Of course, I don’t need to make a decision on this anytime soon.  With a busy day job and other commitments, it’s likely to take me some time to complete the book.  The later chapters have taken longer to write due to the larger amounts of primary source material to digest, so on this basis I probably have another 9 months or so before I’ll actually have something worth publishing.

Sample Chapter Added

I’ve now added a sample chapter from the book in PDF format which can be accessed by clicking on the Download button on the ‘Sample Chapter’ page. I chose Chapter 1 (Computer Prehistory – Calculating Machines) as, unlike later chapters, it doesn’t rely on other chapters to set the scene and can be read as a standalone work.

As the title suggests, this chapter covers the earliest efforts to mechanise calculation, from the calculating aids of John Napier through the mechanical calculators of Schickard, Pascal and Leibniz to the incredible engines of Charles Babbage.  To put these into context and provide a more rounded picture, it also covers the advances in engineering technology or ‘building blocks’ which facilitated the development of such machines.

Like many good stories, there are also elements of mystery.

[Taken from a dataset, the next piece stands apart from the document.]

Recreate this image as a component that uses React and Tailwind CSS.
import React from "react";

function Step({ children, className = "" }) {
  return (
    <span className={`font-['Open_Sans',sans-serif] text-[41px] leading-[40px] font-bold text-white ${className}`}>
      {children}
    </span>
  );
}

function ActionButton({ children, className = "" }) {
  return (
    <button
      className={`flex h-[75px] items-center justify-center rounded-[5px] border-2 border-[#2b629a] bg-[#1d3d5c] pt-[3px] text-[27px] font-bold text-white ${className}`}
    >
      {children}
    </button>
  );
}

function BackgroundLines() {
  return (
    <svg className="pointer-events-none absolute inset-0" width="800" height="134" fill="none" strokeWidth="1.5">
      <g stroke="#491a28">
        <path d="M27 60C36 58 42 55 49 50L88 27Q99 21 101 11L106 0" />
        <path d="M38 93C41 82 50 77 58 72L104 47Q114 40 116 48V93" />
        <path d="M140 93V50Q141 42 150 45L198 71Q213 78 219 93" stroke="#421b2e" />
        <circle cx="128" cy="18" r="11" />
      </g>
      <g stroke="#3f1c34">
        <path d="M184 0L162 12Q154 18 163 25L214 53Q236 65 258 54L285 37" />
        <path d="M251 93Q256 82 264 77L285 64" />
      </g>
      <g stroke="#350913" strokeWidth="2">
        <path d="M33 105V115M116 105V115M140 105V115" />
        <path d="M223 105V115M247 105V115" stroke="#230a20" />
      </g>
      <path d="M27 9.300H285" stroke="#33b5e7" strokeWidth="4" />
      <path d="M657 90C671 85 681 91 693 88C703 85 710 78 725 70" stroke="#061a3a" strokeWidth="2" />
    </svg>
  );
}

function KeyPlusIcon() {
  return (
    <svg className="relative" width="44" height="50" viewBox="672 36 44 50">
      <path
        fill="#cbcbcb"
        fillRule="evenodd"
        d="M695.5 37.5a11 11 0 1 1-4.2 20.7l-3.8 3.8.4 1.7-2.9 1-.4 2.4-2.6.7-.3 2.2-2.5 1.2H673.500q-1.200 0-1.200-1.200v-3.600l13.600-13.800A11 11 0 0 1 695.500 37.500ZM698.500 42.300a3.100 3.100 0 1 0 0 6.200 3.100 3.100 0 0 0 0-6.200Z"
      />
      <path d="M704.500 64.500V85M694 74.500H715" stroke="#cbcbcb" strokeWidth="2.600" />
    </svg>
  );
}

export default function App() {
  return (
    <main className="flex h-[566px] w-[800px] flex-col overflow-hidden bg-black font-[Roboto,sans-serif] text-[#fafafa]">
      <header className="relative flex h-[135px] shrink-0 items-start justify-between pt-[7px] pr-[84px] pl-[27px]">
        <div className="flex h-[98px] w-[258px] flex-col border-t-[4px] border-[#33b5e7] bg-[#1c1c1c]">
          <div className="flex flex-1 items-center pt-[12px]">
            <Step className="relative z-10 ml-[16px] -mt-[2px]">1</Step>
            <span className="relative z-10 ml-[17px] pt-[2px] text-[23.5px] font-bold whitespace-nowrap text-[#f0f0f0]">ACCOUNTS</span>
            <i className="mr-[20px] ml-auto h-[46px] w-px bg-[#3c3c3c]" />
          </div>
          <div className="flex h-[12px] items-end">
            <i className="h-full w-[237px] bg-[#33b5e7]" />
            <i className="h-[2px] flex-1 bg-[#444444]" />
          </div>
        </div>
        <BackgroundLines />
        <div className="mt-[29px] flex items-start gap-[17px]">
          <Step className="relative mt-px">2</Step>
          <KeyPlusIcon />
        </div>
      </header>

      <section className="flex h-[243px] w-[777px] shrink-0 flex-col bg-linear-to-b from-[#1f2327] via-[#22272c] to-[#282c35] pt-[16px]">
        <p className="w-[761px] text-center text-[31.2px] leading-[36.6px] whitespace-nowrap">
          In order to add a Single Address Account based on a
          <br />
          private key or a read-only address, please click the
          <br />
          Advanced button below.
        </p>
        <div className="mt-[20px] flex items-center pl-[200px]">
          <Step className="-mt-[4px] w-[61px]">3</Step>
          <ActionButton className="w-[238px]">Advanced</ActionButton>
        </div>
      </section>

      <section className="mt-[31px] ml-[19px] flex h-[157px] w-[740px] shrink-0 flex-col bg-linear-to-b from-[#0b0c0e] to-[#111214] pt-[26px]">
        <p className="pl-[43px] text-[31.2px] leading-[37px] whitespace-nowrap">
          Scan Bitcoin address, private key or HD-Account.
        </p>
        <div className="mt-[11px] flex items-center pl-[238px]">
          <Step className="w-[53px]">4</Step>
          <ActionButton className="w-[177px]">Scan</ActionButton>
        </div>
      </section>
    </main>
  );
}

These include the discovery of a mysterious object in an ancient shipwreck off the Greek island of Antikythera in 1900, which changed our perception of mechanical technology in the ancient world, and the role of the great Renaissance artist Leonardo da Vinci, who may or may not have been responsible for the first design for a calculating machine.

Feedback would be much appreciated but please note that the text has not yet benefited from the attention of a professional editor so don’t be too surprised if you spot the occasional typo or grammatical howler.